Commercial Loan Payment & Balloon Calculator
Estimate periodic payment, total interest, and remaining balloon balance for common commercial real estate and business loan structures.
Why a Commercial Lending Calculator Matters
Commercial financing is rarely as simple as “borrow amount + interest rate = payment.” Most business and commercial real estate loans include additional structure such as a shorter maturity term, longer amortization, and a balloon payment due at maturity. A commercial lending calculator helps you quickly stress-test scenarios before you submit a term sheet or sign final documents.
Whether you are financing an office building, retail center, warehouse, multifamily property, or owner-occupied business expansion, this calculator gives a practical estimate of what your periodic debt service may look like.
How to Use This Calculator
1) Enter core loan inputs
- Loan Amount: The principal borrowed from the lender.
- Annual Interest Rate: The nominal yearly rate charged by the lender.
- Loan Term: The maturity period, when balance is due or refinanced.
- Amortization Period: The payoff timeline used to compute payments (often longer than term).
- Payment Frequency: Monthly, quarterly, semi-annual, or annual.
- Origination Fee: Upfront fee often charged as a percentage of principal.
2) Review key outputs
After calculation, you get the scheduled payment amount, total paid through maturity, total interest, principal repaid during term, and any estimated balloon amount due at the end of the term.
Understanding Term vs. Amortization
This is the biggest source of confusion in commercial lending:
- Term controls when the loan matures.
- Amortization controls how payment is calculated.
Example: A 5-year term on a 25-year amortization produces lower payments than a 5-year fully amortizing loan, but creates a balloon balance at year 5. That balance must usually be refinanced, sold, or paid down from cash reserves.

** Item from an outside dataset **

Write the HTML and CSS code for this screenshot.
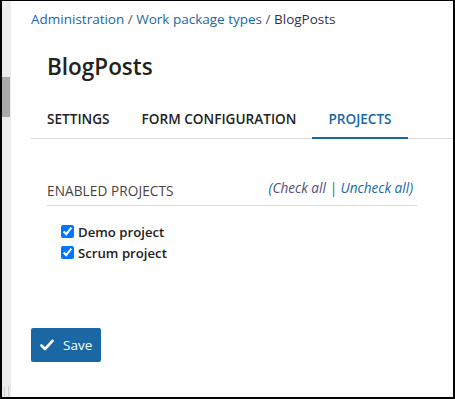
FILE: index.html
```html
<!DOCTYPE html>
<html lang="en">
<head>
  <meta charset="UTF-8">
  <title>BlogPosts - Work package types</title>
  <link rel="stylesheet" href="styles.css">
</head>
<body>
  <div class="frame">
    <div class="gutter">
      <div class="thumb"></div>
      <div class="grip"></div>
    </div>
    <div class="content">
      <div class="breadcrumb">
        <a href="#">Administration</a> / <a href="#">Work package types</a> / <span class="current">BlogPosts</span>
      </div>

      <h2 class="title">BlogPosts</h2>

      <div class="tabs">
        <a class="tab" href="#">SETTINGS</a>
        <a class="tab" href="#">FORM CONFIGURATION</a>
        <a class="tab active" href="#">PROJECTS</a>
      </div>

      <div class="section">
        <div class="section-head">
          <span class="section-title">ENABLED PROJECTS</span>
          <span class="toggles">(<a class="visited" href="#">Check all</a> | <a href="#">Uncheck all</a>)</span>
        </div>
        <label class="project"><input type="checkbox" checked> Demo project</label>
        <label class="project"><input type="checkbox" checked> Scrum project</label>
      </div>

      <button class="save-button">
        <svg width="14" height="12" viewBox="0 0 14 12"><path d="M1.5 6.5 L5 10 L12.5 1.8" fill="none" stroke="#fff" stroke-width="2.6" stroke-linecap="round" stroke-linejoin="round"/></svg>
        Save
      </button>
    </div>
  </div>
</body>
</html>
```

FILE: styles.css
```css
* {
  margin: 0;
  padding: 0;
  box-sizing: border-box;
}
body {
  font-family: 'Open Sans', sans-serif;
  background-color: white;
  color: #222;
}
.frame {
  display: flex;
  width: 455px;
  height: 399px;
  border-style: solid;
  border-color: black;
  border-width: 1px 2px 2px 2px;
  overflow: hidden;
}
.gutter {
  width: 9px;
  background-color: #ebebeb;
  display: flex;
  flex-direction: column;
  align-items: flex-start;
}
.thumb {
  width: 8px;
  height: 40px;
  margin-top: 76px;
  background-color: #a9a9a9;
}
.grip {
  width: 5px;
  height: 11px;
  margin-top: auto;
  margin-left: 2px;
  border-left: 1px solid #d0d0d0;
  border-right: 1px solid #d0d0d0;
}
.content {
  flex: 1;
  padding-left: 20px;
}
a {
  color: #1a67a3;
  text-decoration: none;
}
.breadcrumb {
  font-size: 13.5px;
  color: #555;
  margin-top: 8px;
  height: 20px;
  line-height: 20px;
}
.breadcrumb .current {
  color: #3a2f3f;
}
.title {
  font-size: 22.5px;
  font-weight: 600;
  color: #222;
  margin: 23px 0 0 16px;
  line-height: 30px;
}
.tabs {
  display: flex;
  margin-top: 21px;
  border-bottom: 1px solid #ddd;
}
.tab {
  color: #222;
  font-size: 13.6px;
  font-weight: 600;
  padding: 0 16px;
  height: 36px;
  line-height: 31px;
  border-bottom: 2px solid transparent;
  margin-bottom: -1px;
}
.tab.active {
  color: #1a67a3;
  border-bottom-color: #1a67a3;
}
.section {
  margin: 42px 36px 0 16px;
}
.section-head {
  display: flex;
  justify-content: space-between;
  align-items: baseline;
  border-bottom: 1px solid #ddd;
  padding-bottom: 5px;
}
.section-title {
  font-size: 13.6px;
  color: #4a4141;
  letter-spacing: 0.1px;
}
.toggles {
  font-size: 13.6px;
  font-style: italic;
  color: #1a67a3;
  margin-right: 4px;
  position: relative;
  top: -3px;
}
.toggles .visited {
  color: #524d7a;
}
.project {
  display: flex;
  align-items: center;
  gap: 4px;
  font-size: 13.2px;
  font-weight: 600;
  color: #222;
  margin-left: 14px;
  height: 21px;
}
.section-head + .project {
  margin-top: 15px;
}
.project input {
  width: 13px;
  height: 13px;
  margin: 0;
}
.save-button {
  display: flex;
  align-items: center;
  gap: 9px;
  margin-top: 65px;
  height: 34px;
  width: 70px;
  padding-left: 9px;
  border: none;
  border-radius: 2px;
  background-color: #1b67a4;
  color: white;
  font-family: 'Open Sans', sans-serif;
  font-size: 13.5px;
  cursor: pointer;
}
```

What This Calculator Is Great For
- Comparing lender offers quickly
- Estimating refinance risk at maturity
- Planning debt service coverage needs
- Testing rate and term sensitivity before negotiations
- Explaining financing structure to partners or investors
Advanced Commercial Lending Considerations
Debt Service Coverage Ratio (DSCR)
Lenders often require DSCR (NOI / annual debt service) above a minimum threshold, commonly 1.20x to 1.35x depending on property type and market conditions. Even if your payment looks affordable, DSCR may still determine approval.
Loan-to-Value (LTV)
LTV compares loan size to appraised value. Commercial lenders frequently cap LTV to reduce risk. A strong DSCR with excessive LTV can still trigger denial or higher pricing.
Interest Type and Fees
This calculator assumes a standard fixed-rate amortizing payment model. Some commercial facilities use variable rates, interest-only periods, step rates, or prepayment penalties (yield maintenance, defeasance, or step-down). Those features can significantly change effective borrowing cost.
Common Mistakes Borrowers Make
- Focusing only on rate and ignoring balloon exposure
- Underestimating the impact of origination and closing fees
- Not modeling multiple refinance-rate scenarios
- Assuming rents/NOI will always rise before maturity
- Skipping lender covenants and reserve requirements
Quick Decision Framework
When evaluating commercial debt options, ask:
- Can the property or business comfortably service this payment?
- What is the projected balloon amount at maturity?
- If rates are higher at refinance, does the deal still work?
- Do total fees and debt costs fit your return targets?
Bottom Line
A commercial lending calculator is one of the fastest ways to improve financing decisions. Use it early, run multiple scenarios, and then pair the results with lender-specific terms (DSCR requirements, LTV limits, reserves, and prepayment rules) before committing to a loan structure.